In the Nov 17, 2008, edition of Insight for Today, Charles Swindoll discusses Romans 6. His thoughts are summarized in one of the paragraphs:

In order for us to live free from sin’s control, free from the old master, with the power to walk a new kind of life, we have to know something, we have to consider something, and we have to present something.”

The emphases are mine but they are also the three major points of his brief article: know, consider, present. These three words are vital, Swindoll maintains, if a Christian is to live “by grace, above sin’s domination.”

I’m using his article merely as a springboard for something else, not at all assuming that this is all Swindoll believes about living out the Christian life. He has written numerous books – The Grace Awakening being foremost – that go into more detail about other aspects of the Christian life.

Swindoll’s emphasis in this particular article, however, represents a basic, halfway approach to the Christian life. In fact, a great number of conservative, evangelical churches never seem to go much further than the approach put forth in the article.

The words know, consider, present have at least this much in common: they are all mental or cerebral activities, as though the cognitive apprehension of these truths was sufficient to engender spiritual growth.

The words are absolutely necessary for growth but they are not sufficient.

It was Aristotle, I think, who elevated the rational parts of our being to supremacy in life, relegating the affective and behavioral dimensions to subordinate status. Perhaps he misunderstood Socrates (which is pretty arrogant for me to say, as though I understand Socrates better than Aristotle) and his comment about knowing good.

Socrates had stated that if one knew the good then he would never do evil, which could be construed to mean that knowledge alone is sufficient for growing and achieving excellence in life. But Socrates was not talking about mere knowing: he was talking about a knowing that is founded upon and dependent upon a preceding commitment to the doing of truth and the pursuit of excellence.

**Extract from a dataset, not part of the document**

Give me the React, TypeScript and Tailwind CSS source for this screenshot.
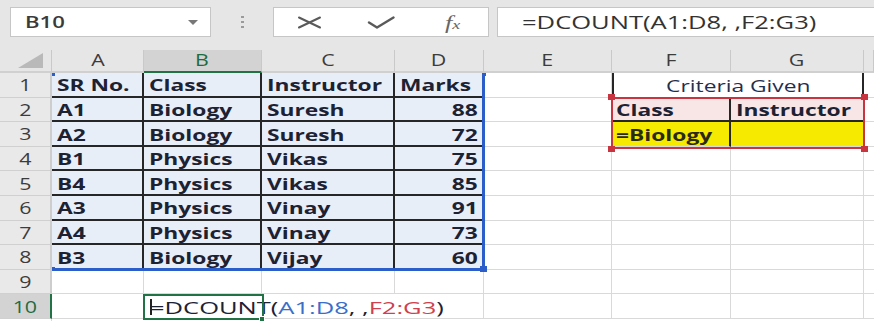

Clearly Aristotle, if he did believe that knowledge was sufficient, was wrong. We see the disproof not only in our over-educated society in general but in our fact-saturated subculture of Christendom specifically. Knowing, considering, and presenting are never enough, not even when – and I say this advisedly- we have the Holy Spirit dwelling within us.

It is to these kinds of things that I now find myself drawn. There is something – or Someone – towards which knowledge points us but which knowledge alone is unable to apprehend.

Certainly that Someone is God – Jesus – Yahweh – Paraclete, but such a statement is too general to be of much value. There is something more, some unknown (to me, anyway) attribute or facet of God that is missing in so much of conservative Christianity.

That’s what I’m trying to figure out these days. I don’t know that I’ll actually figure it out but I’ll try to keep you abreast of where I’ve been and where I’m heading.